When Chavez was probably referring to was the sum of 400 Billion dollars which is estimated to be the dollar amount of  the value of off-the-books private capital that has fled Venezuela the past 40 years plus what this capital it has earned in returns.   Diaz correctly notes that while Chavez uses the data to "demonize" prior governments, the reports findings are especially damning to his government.


Chávez se agarró de esta cifra para demonizar el esquema institucional previo a su gobierno que mantenía un cambio libre y obligaba a Pdvsa a entregar al Banco Central de Venezuela (BCV) todos sus ingresos en moneda extranjera. Según el mandatario, estos mecanismos sólo facilitaban que los venezolanos sacaran dinero del país. Pero como suele ocurrir, a Chávez le echaron mal el cuento.
De la lectura del reporte se concluye que Venezuela no está sola en la problemática de la fuga de divisas. En términos nominales nuestro país ocupa el tercer lugar detrás de Brasil y México, y apenas por encima de Argentina; mientras que en términos reales sólo nos supera Brasil. Ahora bien, el aspecto importante a considerar es cuándo se produjeron esas fugas.

Basically, if you look at the report, most of the Capital Flight has been continuous under Chavez. Not only is Chavez off-base, he is damned by the report.   He is responsible for 55% of the total capital flight for the period 1970-2010.   Venezuela government corruption and economic mismanagement were notorious before Chavez, and the charts reflect that fact.  There was massive plunder of oil revenues in the 70's, during the 90's bank crisis' billions left the country, which is what Chavez supporters often point to (correctly).  But still during 1999-2010 period, more pre-tax dollars ended up abroad than during the "Venezuelan Saudi" period of the 70's and 80's and the "Neo-Liberal" 90's combined.

   the chart on page 23 of Appendix 3 of the report shows this well:

  In absolute numbers, Venezuela is second to Brazil in Capital Flight, the past 40 years.   For the period of Chavez rule Venezuela is #1 in absolute numbers in Unrecorded Capital Outflows.  This estimate is $153 Billion Dollars in the time period 2001 to 2010, which coincides with the single largest oil boom in history, with a trillion dollars in revenue.    And a good chunk of it can not be explained by anti-Chavez Wealthy Venezuelans pulling money out between 99 and say the PDVSA strike of 2003 - though that did happen.  But, unrecorded private capital outflows spiked after oil prices increased after 2005

What does this say about corruption? 

Venezuelas economy and revenues mostly come from extracting oil, and from the national oil company PDSVA.  This capital flight happened under a government with strict capital and currency controls, and where the government controls a substantial part of the economy. Private Sector activities in the traditional agricultural and manufacturing sector have suffered, due to government policies of expropriations, price controls and currency controls,  That also dries them up as potential sources of capital flight..  The government is flush with cash, and spends a lot of it which ends up being filtered out to a parasitic Private Sector that acts as subcontractors and bankers for the inefficient and wasteful state.  The government has also been directly involved by selling  billions of dollar denominated bonds at artificially low exchange rates, so private buyers can deposit them in foreign accounts and the government can spend more money to buy votes.

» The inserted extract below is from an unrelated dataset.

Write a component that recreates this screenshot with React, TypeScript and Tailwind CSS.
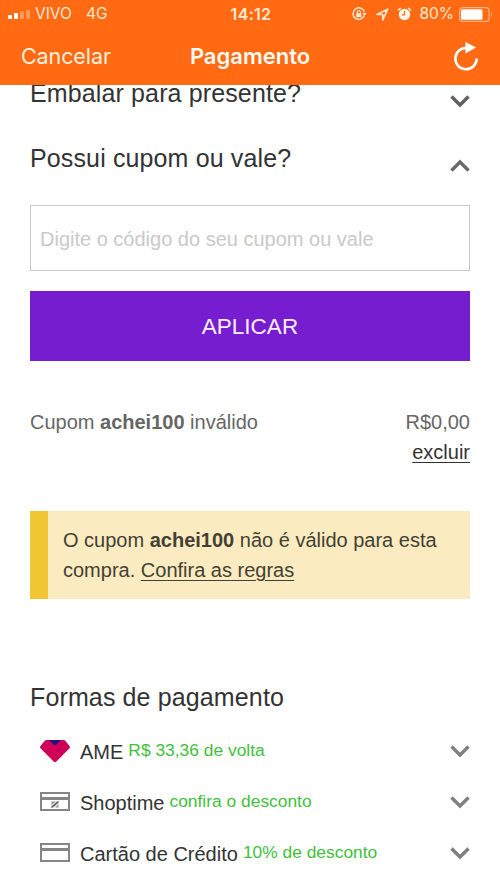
import type { ReactNode } from 'react';

interface PaymentMethod {
  name: string;
  benefit: string;
  icon: ReactNode;
}

function Chevron({ up = false, className = 'text-[#808080]' }: { up?: boolean; className?: string }) {
  return (
    <svg width="20" height="14" viewBox="0 0 20 14" className={`block shrink-0 ${className}`}>
      <path
        d={up ? 'M1.5 11.5 10 3l8.5 8.5' : 'M1.5 2.5 10 11l8.5-8.5'}
        fill="none"
        stroke="currentColor"
        strokeWidth="3.4"
      />
    </svg>
  );
}

function AmeIcon() {
  return (
    <svg width="30" height="24" viewBox="0 0 30 24" className="-mt-px">
      <path
        d="M6.5 1h17q1.2 0 2 .9l4 5q1 1.4-.2 2.6L16.4 22.4q-1.4 1.3-2.8 0L.7 9.5Q-.5 8.3.5 6.9l4-5q.8-.9 2-.9z"
        fill="#cf0059"
      />
      <path d="M9 1h12l-4.8 4.8q-1.2 1-2.4 0z" fill="#23107c" />
    </svg>
  );
}

function CardIcon({ branded = false }: { branded?: boolean }) {
  return (
    <svg width="30" height="20" viewBox="0 0 30 20" fill="none">
      <rect x="1" y="1" width="28" height="17" stroke="#858585" strokeWidth="2" />
      <path d="M1 6.5h28" stroke="#858585" strokeWidth="3" />
      {branded && (
        <>
          <rect x="11.5" y="9.5" width="7" height="6" fill="#d8d8d8" />
          <path d="M11.5 9.5h4l-4 3.5zM18.5 15.5h-3l3-3z" fill="#9a9a9a" />
          <path d="m11.5 15.5 7-6" stroke="#555" strokeWidth="1.5" />
        </>
      )}
    </svg>
  );
}

function StatusBar() {
  return (
    <div className="grid h-7 grid-cols-[1fr_auto_1fr] items-center pr-[6px] pl-2 text-[#ffe9cf]">
      <div className="flex items-center">
        <svg width="22" height="10" viewBox="0 0 22 10" className="mt-0.5">
          <rect x="0" y="5" width="4" height="4" rx=".8" fill="#fff" />
          <rect x="6" y="3" width="4" height="6" rx=".8" fill="#fff" />
          <rect x="12" y="1.5" width="4" height="7.5" rx=".8" fill="#ff9b58" />
          <rect x="18" y="0" width="4" height="9" rx=".8" fill="#ff9b58" />
        </svg>
        <span className="ml-[5px] text-[15.5px]">VIVO</span>
        <span className="ml-3.5 text-[15.5px]">4G</span>
      </div>
      <span className="text-[16px] font-semibold tracking-[0.3px]">14:12</span>
      <div className="flex items-center justify-end">
        <svg width="15" height="14" viewBox="0 0 15 14" fill="none" stroke="currentColor">
          <path d="M12.3 8.5A5.8 5.8 0 1 1 12.4 5" strokeWidth="1.5" />
          <path d="M10.3 6h4.4l-2.2 2.8z" fill="currentColor" stroke="none" />
          <rect x="4.2" y="6.2" width="5.2" height="4" fill="currentColor" stroke="none" />
          <path d="M5.3 6.5V5a1.5 1.5 0 0 1 3 0v1.5" strokeWidth="1.1" />
        </svg>
        <svg width="13" height="13" viewBox="0 0 13 13" className="ml-[9px]" fill="none" stroke="currentColor">
          <path d="M1 6.5 11.7 1.2 6.8 12V6.5z" strokeWidth="1.6" strokeLinejoin="round" />
        </svg>
        <svg width="15" height="14" viewBox="0 0 15 14" className="ml-2" fill="none">
          <circle cx="7.5" cy="7.5" r="5.7" fill="#fff6ea" />
          <path d="M7.5 4v3.8H5" stroke="#ff6a13" strokeWidth="1.2" />
          <path d="M1 3.5 3.8 1M14 3.5 11.2 1" stroke="#fff6ea" strokeWidth="1.6" />
        </svg>
        <span className="ml-[7px] text-[15.5px]">80%</span>
        <svg width="35" height="15" viewBox="0 0 35 15" className="ml-[5px]">
          <rect x=".6" y=".6" width="29.5" height="13.8" rx="3" fill="none" stroke="#ffb583" strokeWidth="1.2" />
          <rect x="2" y="2.3" width="21.5" height="10.4" rx="1.5" fill="#fff" />
          <path d="M32 5q2 2.5 0 5z" fill="#ffb583" />
        </svg>
      </div>
    </div>
  );
}

function NavBar() {
  return (
    <div className="grid h-[57px] grid-cols-[1fr_auto_1fr] items-center px-[21px]">
      <span className="text-[21.5px] tracking-[-0.1px] text-[#fff0df]">Cancelar</span>
      <h1 className="text-[22px] font-semibold text-[#fffaf4]">Pagamento</h1>
      <svg width="26" height="30" viewBox="0 0 26 30" className="justify-self-end">
        <path d="M14 5.9A10.7 10.7 0 1 0 23.7 16.5" fill="none" stroke="#fff" strokeWidth="2.6" />
        <path d="M12.5 0v11.5l10.5-6z" fill="#fff" />
      </svg>
    </div>
  );
}

const METHODS: PaymentMethod[] = [
  { name: 'AME', benefit: 'R$ 33,36 de volta', icon: <AmeIcon /> },
  { name: 'Shoptime', benefit: 'confira o desconto', icon: <CardIcon branded /> },
  { name: 'Cartão de Crédito', benefit: '10% de desconto', icon: <CardIcon /> },
];

export default function App() {
  return (
    <div className="flex h-[889px] w-[500px] flex-col overflow-hidden bg-white font-['Liberation_Sans',Arial,sans-serif] text-[20px] text-[#333]">
      <header className="h-[85px] shrink-0 bg-[#ff6a13] font-[Inter,sans-serif]">
        <StatusBar />
        <NavBar />
      </header>

      <main className="flex min-h-0 flex-1 flex-col overflow-hidden px-[30px]">
        {/* Scrolled partly under the header */}
        <div className="-mt-[9px] flex h-[34px] shrink-0 items-center justify-between">
          <h2 className="text-[25px] leading-[34px] tracking-[0.13px]">Embalar para presente?</h2>
          <Chevron className="mt-4 text-[#606060]" />
        </div>

        <div className="mt-[31px] flex h-[34px] shrink-0 items-center justify-between">
          <h2 className="text-[25px] leading-[34px] tracking-[0.13px]">Possui cupom ou vale?</h2>
          <Chevron up className="mt-4 text-[#696969]" />
        </div>

        <input
          className="mt-[30px] h-[66px] w-full shrink-0 border border-[#c8c8c8] px-[9px] pt-0.5 text-[20px] outline-none placeholder:text-[#c9c9c9]"
          placeholder="Digite o código do seu cupom ou vale"
        />
        <button className="mt-5 h-[70px] w-full shrink-0 bg-[#761ecf] pt-0.5 text-[22.5px] text-[#fbefff]">
          APLICAR
        </button>

        <div className="mt-[46px] flex shrink-0 justify-between leading-[30px] text-[#666]">
          <p>
            Cupom <b>achei100</b> inválido
          </p>
          <div className="flex flex-col items-end">
            <span>R$0,00</span>
            <a className="text-[#333] underline decoration-1 underline-offset-[3px]">excluir</a>
          </div>
        </div>

        <div className="mt-11 h-[88px] shrink-0 border-l-[18px] border-[#f0c634] bg-[#faecc0] pt-[15px] pl-[15px] leading-[29.5px] text-[#444034]">
          O cupom <b>achei100</b> não é válido para esta
          <br />
          compra. <a className="underline decoration-1 underline-offset-[3px]">Confira as regras</a>
        </div>

        <h2 className="mt-[81px] shrink-0 text-[25px] leading-[34px] tracking-[0.13px]">Formas de pagamento</h2>

        <ul className="mt-3 shrink-0">
          {METHODS.map((method) => (
            <li key={method.name} className="flex h-[50.8px] items-center pl-2.5">
              <span className="flex w-10 shrink-0">{method.icon}</span>
              <span className="mt-0.5">{method.name}</span>
              <span className="-mt-0.5 ml-[5px] text-[17.4px] text-[#41bf3b]">{method.benefit}</span>
              <Chevron className="ml-auto text-[#808080]" />
            </li>
          ))}
        </ul>
      </main>
    </div>
  );
}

Brazil and Mexico have large and more diversified economies with actual multi-nationals.   Together with Argentina, over the past 40 years have well-documented histories of economic collapses and debt. We just need to look at the financial crisis that bookended the 90's in Brazil to find some explanations for capital flight.   Mexico went through a horrible crisis in the early 80's, the Tequila crisis in the 90's and this decade has the U.S. Great Recession and drug violence and money laundering. 
All 3 of these countries have a long history of government corruption that also explains their capital flight.  Mexico under the PRI in the 70's and 80's produced multi-millionaires (Lopez Portillo or Salinas De Gortari anyone?) 
Yet in Chavez' Venezuela is a bigger exporter of unreported dollars to private bank accounts than trillion dollar economies like Brazil or Mexico.   Private individuals in a revolutionary government, somehow end up exporting billions in capital beating out legendary oil-flush thieveocracies like the PRI of the 70's and their own homegrown ADN/Copei.  That says a lot about the rot at the core of Chavez supposed Boliviarian Revolution.